We discovered plantings to help attract butterflies and hummingbirds. We enjoy feeding the squirrels and birds. The wild geese and goslings seem at home in our yard. It’s okay if the deer eat our Hostas.

We have plants mosquitos avoid. It’s better to repel the mosquitos than put chemicals on our skin or spray our yards to keep them away.

We reduced our chemical usage in basically all areas. Our septic tank requires special consideration to keep the “good bugs” alive in it to promote sewage digestion. No longer do we put chemicals in our toilets to keep them “fresher”.

We have a well and installed a reverse osmosis (R.O.) system (approximately $575 installed) because it’s one of the best ways to remove harmful chemicals in drinking water. It supplies tasty tap water at our kitchen sink and clearer ice. Refrigerator water filters last considerably longer too. We learned bottled water is an unhealthy choice.

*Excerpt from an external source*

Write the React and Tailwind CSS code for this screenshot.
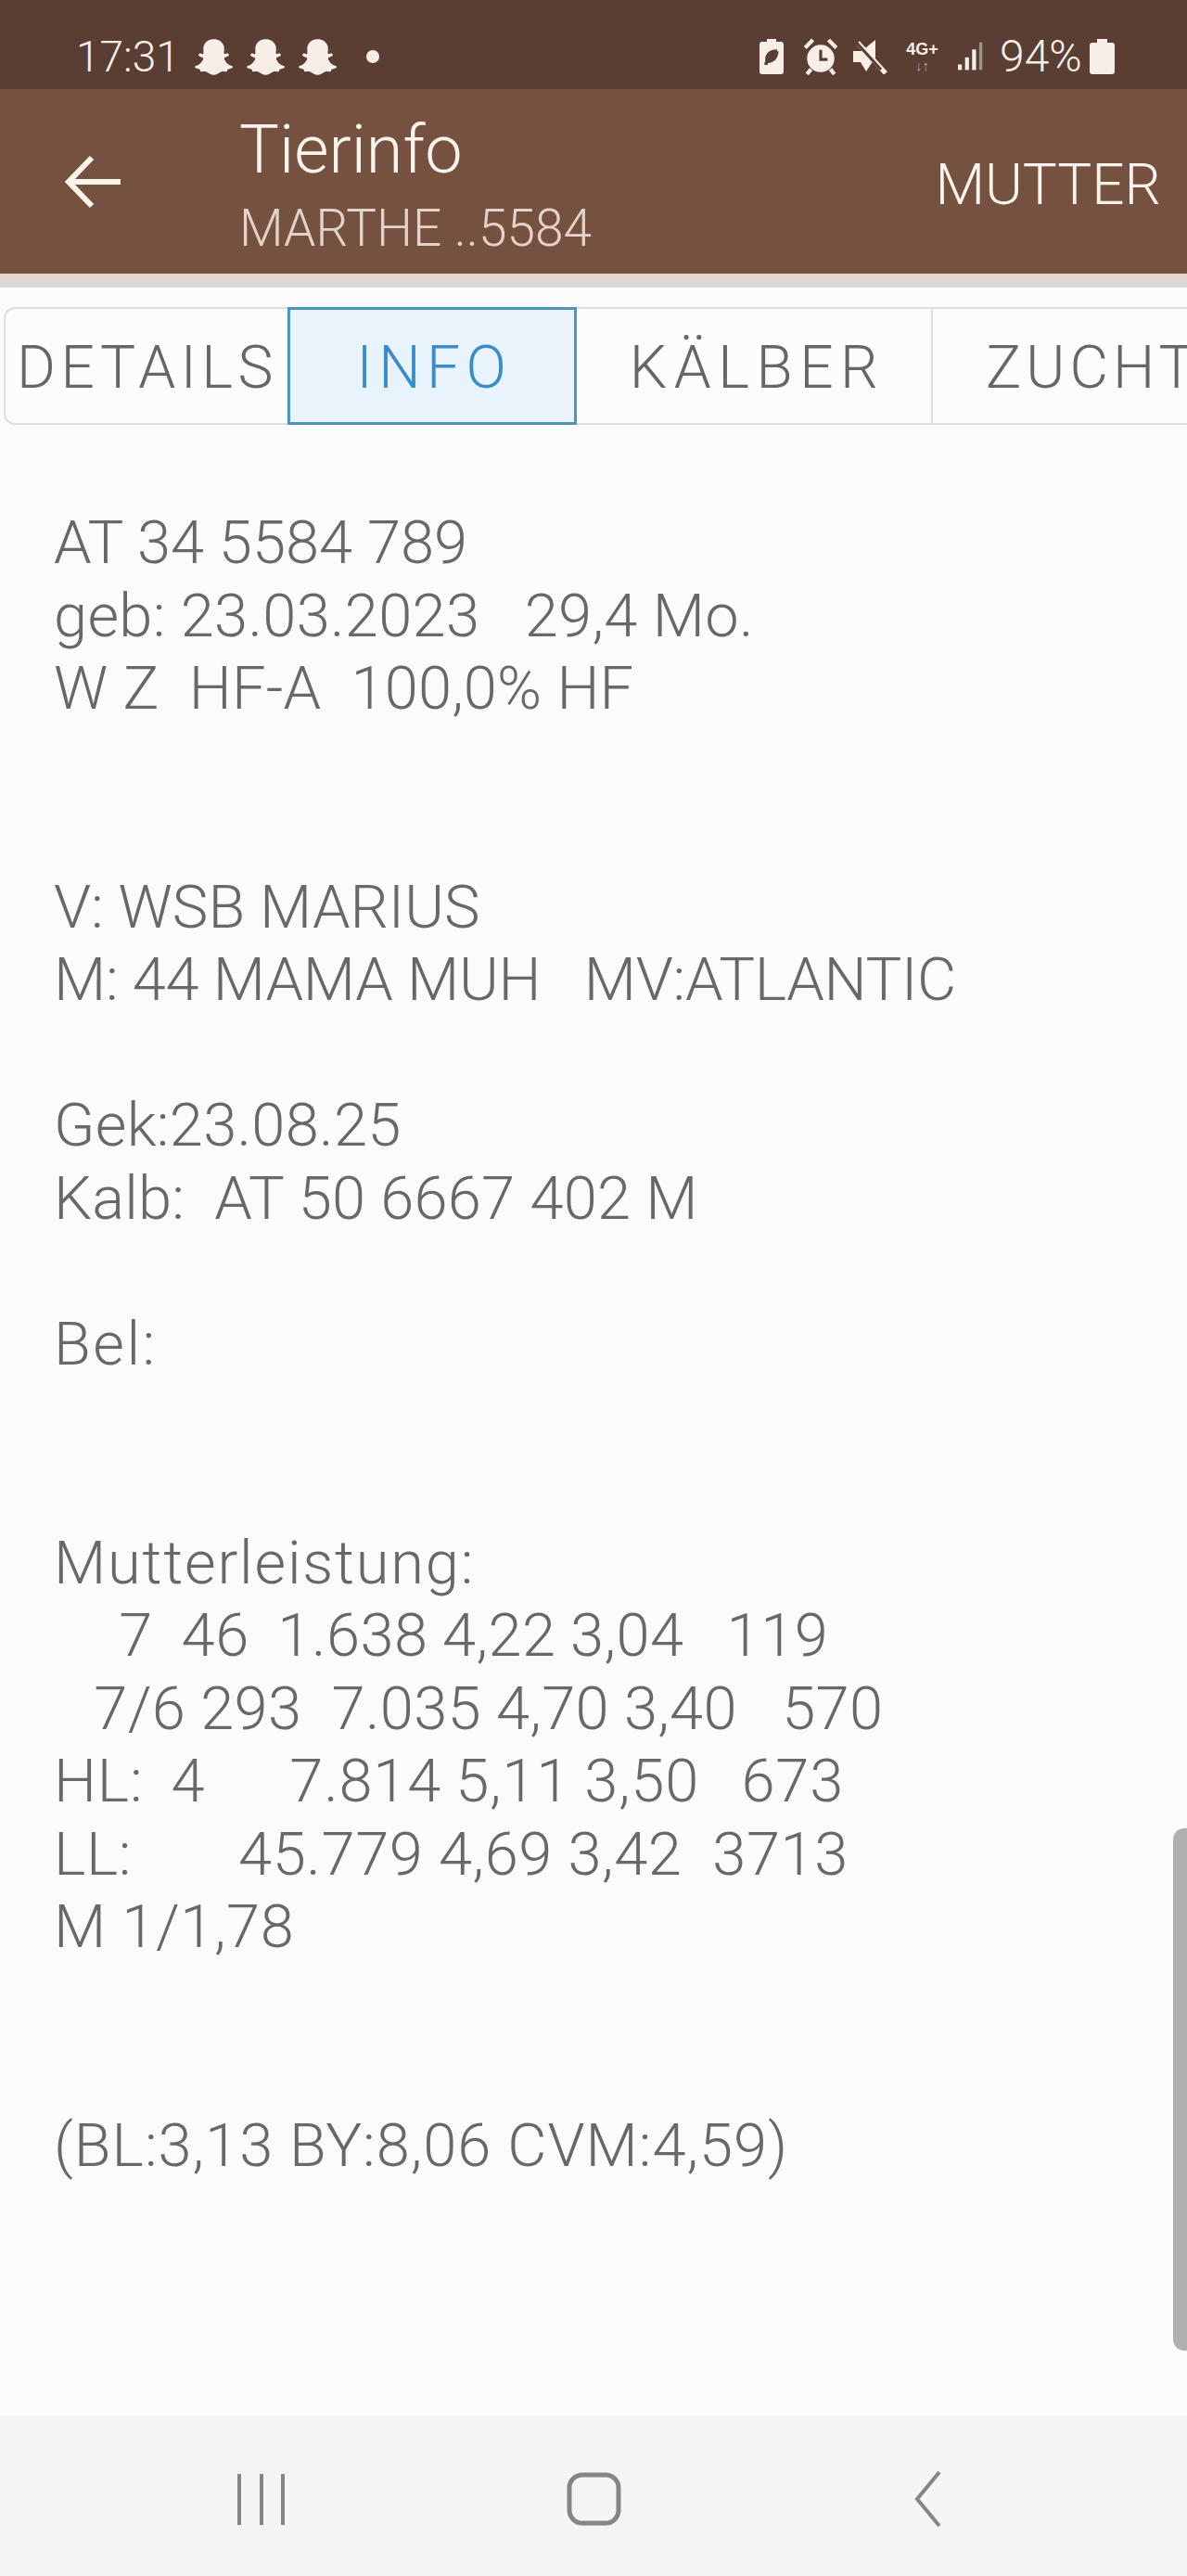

Speaking of the quality of water, the Lincoln Water System (LWS) shared their water quality report lately, and overall, our drinking water is fairly good. LWS does a very responsible job, however, they are limited to what is available to them from us!

Their recent LWS report showed arsenic levels from horizontal wells (across the Platte River from our cabin) are at 9.8 parts per million, which is slightly below the acceptable level. Some arsenic is natural, but levels can be elevated by overuse of fertilizers, herbicides, coal burning, and a variety of other processes.

Future generations are relying on us. There has never been a more important time than now to consider our roles. It’s a great time to ask what we can do to be more environmentally friendly?